2. Ensure 'Prompt Source' is set to 'parameter'.
3. Enter your desired prompt in the 'Prompt' parameter (e.g., "A photorealistic cat wearing sunglasses riding a skateboard").
4. Pulse the 'Generate Image' button.
5. Monitor the 'Status' parameter.
6. View the generated image in the operator viewer or the specified 'Output Directory'.
1. Set 'Prompt Source' to 'input_dat'.
2. Create a Table DAT with columns 'role' and 'message'.
3. Add rows with roles 'user' or 'assistant' and your prompt message(s).
4. Connect this DAT to the first input of the GeminiImageGen operator.
5. Ensure 'Generate on Input Change' is enabled if you want automatic generation, otherwise pulse 'Generate Image'.
1. Connect a TOP containing your input image to the 'Input Image (Optional)' parameter.
2. Craft your 'Prompt' to instruct the model on how to use the input image (e.g., "Edit this image to make the sky purple", "Describe this image in detail"). Specific prompt techniques depend on the model's capabilities.

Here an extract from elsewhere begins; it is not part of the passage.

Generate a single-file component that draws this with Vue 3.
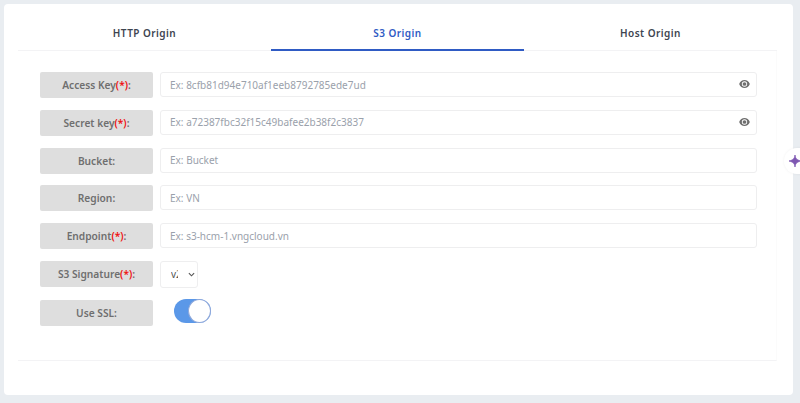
<script setup>
const rows = [
  { label: 'Access Key', req: true, ph: 'Ex: 8cfb81d94e710af1eeb8792785ede7ud', eye: true },
  { label: 'Secret key', req: true, ph: 'Ex: a72387fbc32f15c49bafee2b38f2c3837', eye: true },
  { label: 'Bucket', req: false, ph: 'Ex: Bucket' },
  { label: 'Region', req: false, ph: 'Ex: VN' },
  { label: 'Endpoint', req: true, ph: 'Ex: s3-hcm-1.vngcloud.vn' },
]
const tabs = ['HTTP Origin', 'S3 Origin', 'Host Origin']
</script>

<template>
  <div class="page">
    <div class="card">
      <div class="tabs">
        <div v-for="(t, i) in tabs" :key="t" class="tab" :class="{ active: i === 1 }">{{ t }}</div>
      </div>
      <div class="form">
        <div v-for="r in rows" :key="r.label" class="row">
          <div class="label">{{ r.label }}<span v-if="r.req" class="req">(*)</span>:</div>
          <div class="field">
            <input class="input" type="text" :placeholder="r.ph" />
            <svg v-if="r.eye" class="eye" viewBox="0 0 16 12" width="11" height="8">
              <path fill-rule="evenodd" fill="#6f6f6f" d="M8 0C4.400 0 1.400 2.400 0 6c1.400 3.600 4.400 6 8 6s6.600-2.400 8-6c-1.400-3.600-4.400-6-8-6zm0 10a4 4 0 1 1 0-8 4 4 0 0 1 0 8z"/>
              <circle cx="8" cy="6" r="2.800" fill="#6f6f6f"/>
            </svg>
          </div>
        </div>
        <div class="row">
          <div class="label">S3 Signature<span class="req">(*)</span>:</div>
          <div class="select-wrap">
            <select class="select"><option>v2</option><option>v4</option></select>
            <svg class="chev" viewBox="0 0 8 5" width="7" height="5">
              <path d="M1 1l3 3 3-3" fill="none" stroke="#555" stroke-width="1.300"/>
            </svg>
          </div>
        </div>
        <div class="row last">
          <div class="label">Use SSL:</div>
          <div class="switch"><span class="knob"></span></div>
        </div>
      </div>
    </div>
    <div class="spark">
      <svg viewBox="0 0 16 16" width="12" height="12">
        <path fill="#7e57b2" d="M8 0c.6 4.400 1.600 6.400 8 8-6.400 1.600-7.400 3.600-8 8-.6-4.400-1.600-6.400-8-8 6.400-1.600 7.400-3.600 8-8z" stroke="#7e57b2" stroke-width="1" stroke-linejoin="round"/>
      </svg>
    </div>
  </div>
</template>

<style>
html, body { margin: 0; background: #e9edf1; }
</style>

<style scoped>
.page {
  position: relative;
  height: 403px;
  box-sizing: border-box;
  padding: 4px 7px 8px 4px;
  background: #e9edf1;
  font-family: "Noto Sans", "Open Sans", sans-serif;
  overflow: hidden;
}
.card {
  height: 391px;
  box-sizing: border-box;
  background: #fff;
  border-radius: 4px;
  padding: 0 16px 0 14px;
}
.tabs {
  display: flex;
  height: 46px;
  border-bottom: 1px solid #f3f3f5;
}
.tab {
  flex: 1;
  text-align: center;
  font-size: 10px;
  font-weight: 600;
  letter-spacing: 0.45px;
  line-height: 59px;
  height: 47px;
  box-sizing: border-box;
  color: #3d4450;
}
.tab.active {
  color: #2f5bc4;
  border-bottom: 2px solid #2f5bc4;
}
.form {
  display: flex;
  flex-direction: column;
  gap: 11.800px;
  padding: 21px 19px 0 22px;
  height: 310px;
  box-sizing: border-box;
  border-bottom: 1px solid #f3f3f5;
  border-right: 1px solid #fbfbfb;
}
.row {
  display: flex;
  gap: 7px;
  align-items: flex-start;
  height: 26px;
}
.row.last { margin-top: 1px; }
.label {
  flex: 0 0 113px;
  height: 26px;
  line-height: 26px;
  background: #dedede;
  border-radius: 2px;
  text-align: center;
  font-size: 10.200px;
  font-weight: 600;
  color: #6f6f6f;
}
.req { color: #f01010; }
.field { position: relative; flex: 1; }
.input {
  display: block;
  width: 100%;
  height: 25px;
  box-sizing: border-box;
  border: 1px solid #eeeeef;
  border-radius: 3px;
  padding: 0 9px;
  font: 400 10px "Noto Sans", "Open Sans", sans-serif;
  background: #fff;
  outline: none;
}
.input::placeholder { color: #9aa1ab; opacity: 1; }
.eye { position: absolute; right: 7px; top: 8px; }
.select-wrap { position: relative; width: 38px; height: 27px; }
.select {
  display: block;
  appearance: none;
  width: 38px;
  height: 27px;
  box-sizing: border-box;
  border: 1px solid #eeeeef;
  border-radius: 3px;
  background: #fff;
  color: #555;
  font: 400 10px "Noto Sans", "Open Sans", sans-serif;
  padding: 0 19px 0 10px;
  outline: none;
}
.chev { position: absolute; left: 28px; top: 11px; pointer-events: none; }
.switch {
  position: relative;
  margin-left: 14px;
  margin-top: -1px;
  width: 37px;
  height: 24px;
  border-radius: 12px;
  background: #5b98e8;
}
.knob {
  position: absolute;
  right: 0;
  top: 0;
  width: 23px;
  height: 24px;
  box-sizing: border-box;
  border-radius: 50%;
  background: #fff;
  border: 1px solid #8fa8da;
}
.spark {
  position: absolute;
  left: 784px;
  top: 148px;
  width: 30px;
  height: 26px;
  border-radius: 13px 0 0 13px;
  background: #fff;
  box-shadow: 0 0 3px rgba(0, 0, 0, 0.06);
  display: flex;
  align-items: center;
  padding-left: 5px;
  box-sizing: border-box;
}
</style>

3. Pulse 'Generate Image'.
1. Connect a configured Context Grabber operator to the 'Context Grabber (Optional)' parameter.
2. The text and images collected by the Context Grabber will be automatically included in the prompt sent to Gemini.
3. Enter a main instruction in the 'Prompt' parameter if needed.
4. Pulse 'Generate Image'.
  • API Key: Your Gemini API key is stored securely in a configuration file within your ChatTD environment or retrieved from the ChatTD Key Manager.
  • Dependencies: Requires litellm, Pillow, opencv-python, and numpy. Use ChatTD’s Python Manager to install these.
  • File Saving: Images are saved as PNG files. Metadata is saved as JSON.
  • Asynchronous Operation: Image generation happens asynchronously via ChatTD’s TDAsyncIO, preventing TouchDesigner from freezing.
  • Response Handling: The operator extracts the base64 image data from the API response. If the response contains text alongside the image, this text is stored in the response_text column of the history_dat table.
  • Input Image Encoding: Input TOPs are converted to base64-encoded JPEG data URIs before being sent to the API.
  • ChatTD: Provides core services like dependency management, API key management, and asynchronous task execution required by this operator.
  • Context Grabber: Can be used to provide additional text and image context to the generation prompt.